No. Friday we awoke to the news that Jamie Dimon has purchased approximately $26.6 million worth of J.P. Morgan stock. Thursday's purchase, at an average price of $53.18 per share, represents Dimon's total pay for 2015 of $27 million. Most of it was paid in the form of stock, he must have scratched by on the $400,000 cash.
With greater force than Mr. Whitney's bold proclamations, Jamie’s stock purchases have been reported by all the major financial media. Such a confidence-inspiring move from the CEO of America’s largest bank must mean something. And surely it does, just be careful what you impute.
On July 8th of 1932, the DJIA finally bottomed at 41.22, a full 86% lower than the Richard Whitney “put”. And on March 8, 1938, Richard Whitney, former Chair of the NYSE, began serving a 3 year and 4 month jail term for embezzlement and misuse of funds at Sing Sing.
Gold Shines Bright
If a fighter stands up only to be knocked down again, his corner team must consider throwing in the towel. If this fighter is knocked down 6 times in the previous 4 rounds, any sane referee would call the fight. But gold is bouncing back yet again.
This time, it seems to have critical support. For most of the past six years, investors have poured into stocks as the primary hedge against wanton central bank credit creation and currency debasement. Now, gold has become the hedge. Since the gold market is exponentially smaller than the global equities’ markets, its movements will be dramatic.
Gold has rallied on market weakness before. Usually, it will hover above its 200 day moving average for a short while before being hammered back down again, almost always in concert with the pronouncements of a stock market savior.
So while stocks plunged on Thursday, gold prices soared 5.5% (at peak). But, as you already know, someone again surfaced that day to save stocks from their rout. What has been unusual this year, among the past four, is that gold was not reciprocally sold. No. It has held firm and even moved higher.

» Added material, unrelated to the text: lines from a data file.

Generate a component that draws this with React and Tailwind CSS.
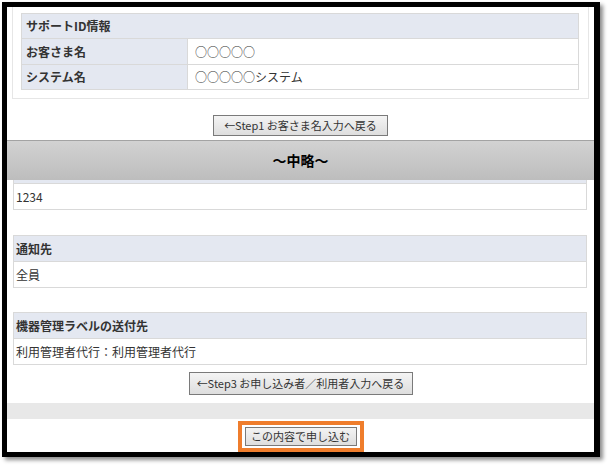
import React from 'react';

const font = { fontFamily: '"Noto Sans CJK JP", "Noto Sans", sans-serif' };

const OldButton = ({ children, className = '' }) => (
    <button
        className={`border border-[#7a7a7a] bg-gradient-to-b from-[#f4f4f4] to-[#dedede] text-[11px] leading-none text-[#333] whitespace-nowrap px-0 flex items-center justify-center ${className}`}
    >
        {children}
    </button>
);

// lower section: one header row + one value row
const InfoBlock = ({ title, value, className = '' }) => (
    <div className={`border border-[#d9d9d9] text-[12px] text-[#333] ${className}`}>
        {title && (
            <div className="h-[26px] bg-[#e4e8f1] border-b border-[#d9d9d9] flex items-center px-[2px] font-bold">
                {title}
            </div>
        )}
        <div className="h-[25px] bg-white flex items-center px-[2px]">{value}</div>
    </div>
);

const App = () => {
    return (
        <div className="w-[608px] h-[465px] bg-white pt-[2px] pl-[2px]" style={font}>
            <div className="w-[598px] h-[455px] border-black border-t-[5px] border-l-[5px] border-r-[6px] border-b-[5px] bg-white shadow-[3px_3px_4px_rgba(0,0,0,0.45)] overflow-hidden flex flex-col">
                {/* support id panel (top is scrolled off) */}
                <div className="ml-[5px] w-[577px] border border-t-0 border-[#e6e6e6] pt-[6px] pb-[8px] pl-[8px] pr-[9px]">
                    <div className="border border-[#d9d9d9] text-[12px] text-[#333]">
                        <div className="h-[25px] bg-[#e4e8f1] border-b border-[#d9d9d9] flex items-center pl-[4px] font-bold">
                            サポートID情報
                        </div>
                        <div className="flex h-[26px] border-b border-[#d9d9d9]">
                            <div className="w-[166px] bg-[#e4e8f1] border-r border-[#d9d9d9] flex items-center pl-[4px] font-bold">
                                お客さま名
                            </div>
                            <div className="flex-1 bg-white flex items-center pl-[7px]">○○○○○</div>
                        </div>
                        <div className="flex h-[24px]">
                            <div className="w-[166px] bg-[#e4e8f1] border-r border-[#d9d9d9] flex items-center pl-[4px] font-bold">
                                システム名
                            </div>
                            <div className="flex-1 bg-white flex items-center pl-[7px]">○○○○○システム</div>
                        </div>
                    </div>
                </div>

                <div className="flex justify-center mt-[16px]">
                    <OldButton className="h-[21px] w-[175px]">←Step1 お客さま名入力へ戻る</OldButton>
                </div>

                {/* omitted section */}
                <div className="mt-[4px] h-[40px] border-t border-[#a3a3a3] bg-gradient-to-b from-[#d2d2d2] to-[#bdbdbd] flex items-center justify-center">
                    <span className="text-[14px] font-bold text-black">～中略～</span>
                </div>

                <div className="ml-[6px] w-[574px] border border-t-0 border-[#d9d9d9] text-[12px] text-[#333]">
                    <div className="h-[4px] bg-[#e4e8f1] border-b border-[#d9d9d9]" />
                    <div className="h-[25px] bg-white flex items-center px-[2px]">1234</div>
                </div>

                <InfoBlock className="ml-[6px] w-[574px] mt-[25px]" title="通知先" value="全員" />
                <InfoBlock
                    className="ml-[6px] w-[574px] mt-[24px]"
                    title="機器管理ラベルの送付先"
                    value="利用管理者代行：利用管理者代行"
                />

                <div className="flex justify-center mt-[7px]">
                    <OldButton className="h-[23px] w-[224px]">←Step3 お申し込み者／利用者入力へ戻る</OldButton>
                </div>

                <div className="mt-[8px] h-[16px] bg-[#e8e8e8]" />

                <div className="flex justify-center mt-[2px] flex-1">
                    <div className="w-[126px] h-full border-[4px] border-[#ef7d2c] flex items-center justify-center">
                        <OldButton className="h-[19px] w-[112px]">この内容で申し込む</OldButton>
                    </div>
                </div>
            </div>
        </div>
    );
};

export default App;
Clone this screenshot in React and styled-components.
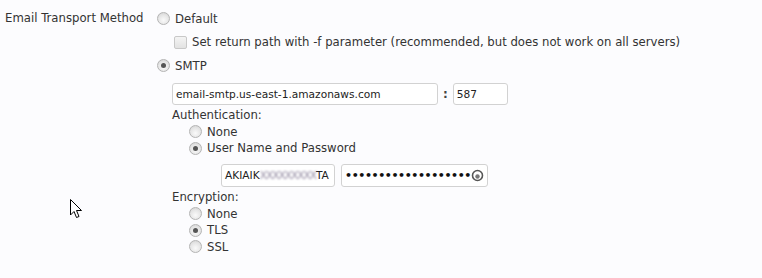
import React from 'react';
import styled, { createGlobalStyle } from 'styled-components';

const GlobalStyle = createGlobalStyle`
  body {
    margin: 0;
    background: #fcfcfe;
    font-family: Tahoma, "DejaVu Sans", Verdana, sans-serif;
    font-size: 11.7px;
    color: #333;
  }
`;

const Page = styled.div`
  position: relative;
  display: flex;
  width: 762px;
  height: 278px;
  padding-top: 7px;
  box-sizing: border-box;
`;

const FieldLabel = styled.div`
  width: 157px;
  padding-left: 5px;
  box-sizing: border-box;
  line-height: 23px;
`;

const Options = styled.div`
  display: flex;
  flex-direction: column;
`;

const OptionRow = styled.label`
  display: flex;
  align-items: center;
  gap: 5px;
  height: ${(p) => (p.small ? 16.7 : 23.5)}px;
  padding-left: ${(p) => p.indent || 0}px;
  white-space: nowrap;
`;

const Radio = styled.span`
  position: relative;
  width: 11px;
  height: 11px;
  border-radius: 50%;
  border: 1px solid #b4b4b4;
  background: radial-gradient(circle at 50% 65%, #fafafa 0%, #e6e6e6 55%, #cfcfcf 100%);
  flex: none;

  &::after {
    content: '';
    display: ${(p) => (p.checked ? 'block' : 'none')};
    position: absolute;
    left: 3px;
    top: 3px;
    width: 5px;
    height: 5px;
    border-radius: 50%;
    background: #555;
  }
`;

const Checkbox = styled.span`
  width: 11px;
  height: 11px;
  border: 1px solid #c8c8c8;
  border-radius: 2px;
  background: linear-gradient(#f4f4f4, #e2e2e2);
  flex: none;
`;

const SmtpBlock = styled.div`
  display: flex;
  flex-direction: column;
  padding-left: 15px;
  margin-top: 5px;
`;

const HostRow = styled.div`
  display: flex;
  align-items: center;
  gap: 5px;
  margin-bottom: 2px;
`;

const Input = styled.div`
  display: flex;
  align-items: center;
  width: ${(p) => p.w}px;
  height: ${(p) => p.h || 22}px;
  box-sizing: border-box;
  padding: 0 3px;
  border: 1px solid #d2d2d2;
  border-radius: 3px;
  background: #fff;
  font-size: 10.6px;
  color: #222;
  white-space: nowrap;
  overflow: hidden;
`;

const Colon = styled.span`
  font-weight: bold;
  font-size: 12px;
  color: #444;
`;

const SubLabel = styled.div`
  height: 16.7px;
  line-height: 16.7px;
`;

const CredsRow = styled.div`
  display: flex;
  gap: 6px;
  padding-left: 49px;
  margin: 7px 0 2px;
`;

const Blurred = styled.span`
  filter: blur(1.2px);
  color: #8f869e;
  letter-spacing: -1px;
`;

const Dots = styled.span`
  flex: 1;
  overflow: hidden;
  letter-spacing: -0.4px;
  font-size: 11px;
  font-weight: bold;
  color: #111;
`;

const Cursor = styled.svg`
  position: absolute;
  left: 70px;
  top: 199px;
`;

const RevealIcon = () => (
  <svg width="13" height="13" viewBox="0 0 13 13" style={{ marginLeft: -4 }}>
    <circle cx="6.5" cy="6.5" r="5" fill="#fff" stroke="#555" strokeWidth="1.6" />
    <circle cx="6.5" cy="7.5" r="2.2" fill="#777" />
  </svg>
);

export default function App() {
  return (
    <>
      <GlobalStyle />
      <Page>
        <FieldLabel>Email Transport Method</FieldLabel>
        <Options>
          <OptionRow>
            <Radio />
            Default
          </OptionRow>
          <OptionRow indent={17}>
            <Checkbox />
            Set return path with -f parameter (recommended, but does not work on all servers)
          </OptionRow>
          <OptionRow>
            <Radio checked />
            SMTP
          </OptionRow>
          <SmtpBlock>
            <HostRow>
              <Input w={266}>email-smtp.us-east-1.amazonaws.com</Input>
              <Colon>:</Colon>
              <Input w={55}>587</Input>
            </HostRow>
            <SubLabel>Authentication:</SubLabel>
            <OptionRow small indent={17}>
              <Radio />
              None
            </OptionRow>
            <OptionRow small indent={17}>
              <Radio checked />
              User Name and Password
            </OptionRow>
            <CredsRow>
              <Input w={114} h={23}>
                AKIAIK<Blurred>XXXXXXXXX</Blurred>TA
              </Input>
              <Input w={147} h={23}>
                <Dots>••••••••••••••••••••</Dots>
                <RevealIcon />
              </Input>
            </CredsRow>
            <SubLabel>Encryption:</SubLabel>
            <OptionRow small indent={17}>
              <Radio />
              None
            </OptionRow>
            <OptionRow small indent={17}>
              <Radio checked />
              TLS
            </OptionRow>
            <OptionRow small indent={17}>
              <Radio />
              SSL
            </OptionRow>
          </SmtpBlock>
        </Options>
        <Cursor width="13" height="20" viewBox="0 0 13 20">
          <path
            d="M0.5 0.5 L0.5 16 L4 12.5 L6.5 18.5 L9 17.5 L6.5 11.5 L11.5 11.5 Z"
            fill="#fff"
            stroke="#000"
            strokeWidth="1"
          />
        </Cursor>
      </Page>
    </>
  );
}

While your team at HBA has a vested interest in seeing gold go higher, it is starting to attract the notice of other institutions, not normally known to be fans. J.P. Morgan (yes that one), Goldman Sachs, and HSBC (I know, a roundup of the usual suspects!), have all come out with higher targets for the gold price.
It’s getting to the point where we can’t keep up with the oxymoron(ic) pronouncements! From the IMF’s love affair with negative growth to TESLAs non-GAAP GAAP figures, we are clearly confused. But the oxymorons keep coming!
Next up for your consideration is the definitely, maybe, naturally strange, amazingly awful Negative Interest Rate Policy. So as we move from the conspicuous absence of interest earnings, growing smaller now to negative income, we are told that this cruel kindness is the only choice to bring us “melancholy merriment” (OK, I’ll stop!).
Let’s face it: this is ridiculous. No matter how many VSPs tell you differently, go with your gut. Negative interest rates are (yet another) form of confiscation. Faced with this, most thinking people (not an oxymoron!) will choose their mattresses over their bank accounts. Rather than watch their hard-earned savings slowly siphoned off in fees and tribute to the banking system, a deep hole in the backyard is preferable. Of course, there is gold.
If you accuse me of taking this too far, consider that as proof of the confiscatory nature of negative interest rate policy (NIRP), it must be paired with a ban on cash. The twin rallying cries that negative interest rates will save us is always paired with the rejoinder that cash is obsolete. Cash holdings lead to ‘hoarding’. Cash is a barbarous relic of a bygone era.
Of course it is. It is also a civil liberty. To have and to hold the money that I have earned (and paid tax on) must be at the core of property rights. To prevent me from accessing my very own property in order to exact tribute to private companies must not be legal.
But I’m no lawyer, I'm just a gold owner.
Who Can Save Us?
Maybe, at last, we have reached a critical juncture. Maybe, at long last, we can recognize the twilight of this illusion. Central banks cannot create prosperity. Jawboning the markets higher does not change the value of an investment. And there are no “heroes” who can save us.
We must save ourselves. Look into that distant mirror and see that it is us. We, who have hoped for a savior, have the ability to save ourselves. See yourselves in that distant mirror. Save yourselves from usurpation, from further confiscation. Stand up. Don’t let it happen here.
Oh, and buy gold. You’ll be joining me and a growing part of the world in buying more.